On Thursday, a series of previously classified policies confirmed for the first time that the U.K.’s top surveillance agency Government Communications Headquarters (pictured above) has advised its employees: “You may in principle target the communications of lawyers.”
The U.K.’s other major security and intelligence agencies—MI5 and MI6—have adopted similar policies, the documents show. The guidelines also appear to permit surveillance of journalists and others deemed to work in “sensitive professions” handling confidential information.
The documents were made public as a result of a legal case brought against the British government by Libyan families who allege that they were subjected to extraordinary rendition and torture in a joint British-American operation that took place in 2004. After revelations about mass surveillance from National Security Agency whistleblower Edward Snowden last year, the families launched another case alleging that their communications with lawyers at human rights group Reprieve may have been spied on by the government, hindering their ability to receive a fair trial.
In a statement on Thursday, Reprieve’s legal director Cori Crider said that the new disclosures raised “troubling implications for the whole British justice system” and questioned how frequently the government had used its spy powers for unfair advantage in court.
“It’s now clear the intelligence agencies have been eavesdropping on lawyer-client conversations for years,” Crider said. “Today’s question is not whether, but how much, they have rigged the game in their favor in the ongoing court case over torture.”
Rachel Logan, a legal adviser at rights group Amnesty International, said that spying on lawyers affords the U.K. government an “unfair advantage akin to playing poker in a hall of mirrors.”
“It could mean, amazingly, that the government uses information they have got from snooping on you, against you, in a case you have brought,” Logan said. “This clearly violates an age-old principle of English law set down in the 16th century—that the correspondence between a person and their lawyer is confidential.”
In the U.S., the NSA has also been caught spying on lawyers. Earlier this year, the agency was forced to reassure attorneys that it “will continue to afford appropriate protection to privileged attorney-client communications acquired during its lawful foreign intelligence mission in accordance with privacy procedures required by Congress, approved by the Attorney General, and, as appropriate, reviewed by the Foreign Intelligence Surveillance Court.”
In the U.K., the oversight of intelligence agencies is undoubtedly far more lax.
According to the documents released Thursday, in at least one case legally privileged material that was covertly intercepted by a British agency may have been used to the government’s advantage in legal cases. One passage notes that security service MI5 identified an instance in which there was potential for “tainting” a legal case after secretly intercepted privileged material apparently ended up in the hands of its lawyers.
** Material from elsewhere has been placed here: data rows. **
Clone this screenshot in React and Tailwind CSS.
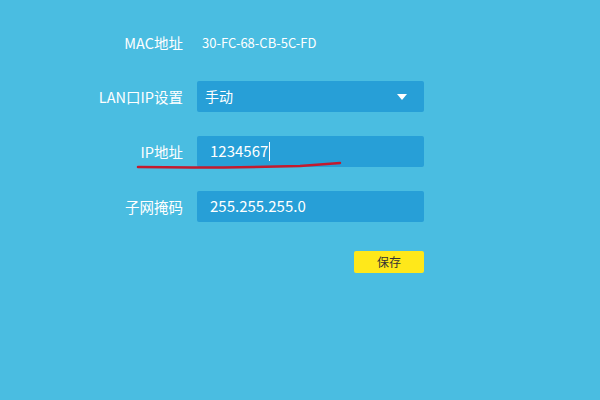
import React from "react";

export default function App() {
  const font = { fontFamily: '"Noto Sans CJK SC", "Liberation Sans", sans-serif' };
  return (
    <div className="relative w-[600px] h-[400px] bg-[#4abde1] overflow-hidden text-white" style={font}>
      <div className="flex flex-col pt-[27px]">
        <div className="flex items-center h-[31px]">
          <div className="w-[183px] text-right text-[14.5px]">MAC地址</div>
          <div className="ml-[19px] text-[13px]">30-FC-68-CB-5C-FD</div>
        </div>
        <div className="flex items-center h-[31px] mt-[23px]">
          <div className="w-[183px] text-right text-[14.5px]">LAN口IP设置</div>
          <div className="ml-[14px] w-[227px] h-[31px] rounded-[2px] bg-[#279fd7] flex items-center justify-between pl-[8px] pr-[17px]">
            <span className="text-[14px]">手动</span>
            <span className="w-0 h-0 border-l-[5px] border-r-[5px] border-t-[6px] border-l-transparent border-r-transparent border-t-white"></span>
          </div>
        </div>
        <div className="flex items-center h-[31px] mt-[24px]">
          <div className="w-[183px] text-right text-[14.5px]">IP地址</div>
          <div className="ml-[14px] w-[227px] h-[31px] rounded-[2px] bg-[#279fd7] flex items-center pl-[13px]">
            <span className="text-[15px]">1234567</span>
            <span className="w-px h-[19px] bg-white ml-[1px]"></span>
          </div>
        </div>
        <div className="flex items-center h-[31px] mt-[24px]">
          <div className="w-[183px] text-right text-[14.5px]">子网掩码</div>
          <div className="ml-[14px] w-[227px] h-[31px] rounded-[2px] bg-[#279fd7] flex items-center pl-[13px]">
            <span className="text-[15px]">255.255.255.0</span>
          </div>
        </div>
        <div className="flex mt-[29px] pl-[354px]">
          <div className="w-[70px] h-[22px] rounded-[2px] bg-[#ffe81a] flex items-center justify-center text-[12px] text-[#333]">保存</div>
        </div>
      </div>
      <svg className="absolute left-0 top-0" width="600" height="400">
        <path d="M138 167 C 200 168, 260 167, 300 166 C 315 165, 325 164, 340 163" stroke="#c41a2e" strokeWidth="2.5" fill="none" strokeLinecap="round" />
      </svg>
    </div>
  );
}
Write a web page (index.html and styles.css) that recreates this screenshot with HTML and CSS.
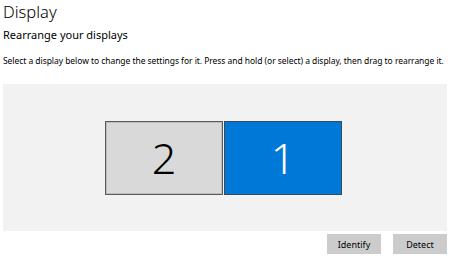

The policies state that the targeting of lawyers “must give careful consideration to necessity and proportionality,” but the GCHQ policy document adds that each individual analyst working at the agency is “responsible for the legality” of their targeting, suggesting that a large degree of personal judgement is involved in the process. Notably, there is no judicial oversight of eavesdropping conducted by GCHQ or other British security agencies; their surveillance operations are signed off by a senior politician in government, usually the Foreign or Home Secretary.
The categories that allow the agencies to spy on lawyers or others working with “confidential” material, such as journalists, are extremely broad. One policy document from GCHQ notes:
If you wish the target the communications of a lawyer or other legal professional or other communications that are likely to result in the interception of confidential information you must:In practice, this could mean that any lawyer or an investigative journalist working on a case or story involving state secrets could be targeted on the basis that they are perceived to be working against the vaguely defined national security interests of the government. Any journalists or lawyers working on the Snowden leaks, for instance, are a prime example of potential targets under this rationale. The U.K. government has already accused anyone working to publish stories based on the Snowden documents of being engaged in terrorism—and could feasibly use this as justification to spy on their correspondence.
Have reasonable grounds to believe that they are participating in or planning activity that is against the interests of national security, the economic well-being of the UK or which in itself constitutes a serious crime.
GCHQ declined to comment for this post, referring a request from The Intercept to the government’s Home Office. A Home Office spokesperson said: “We do not comment on ongoing legal proceedings.”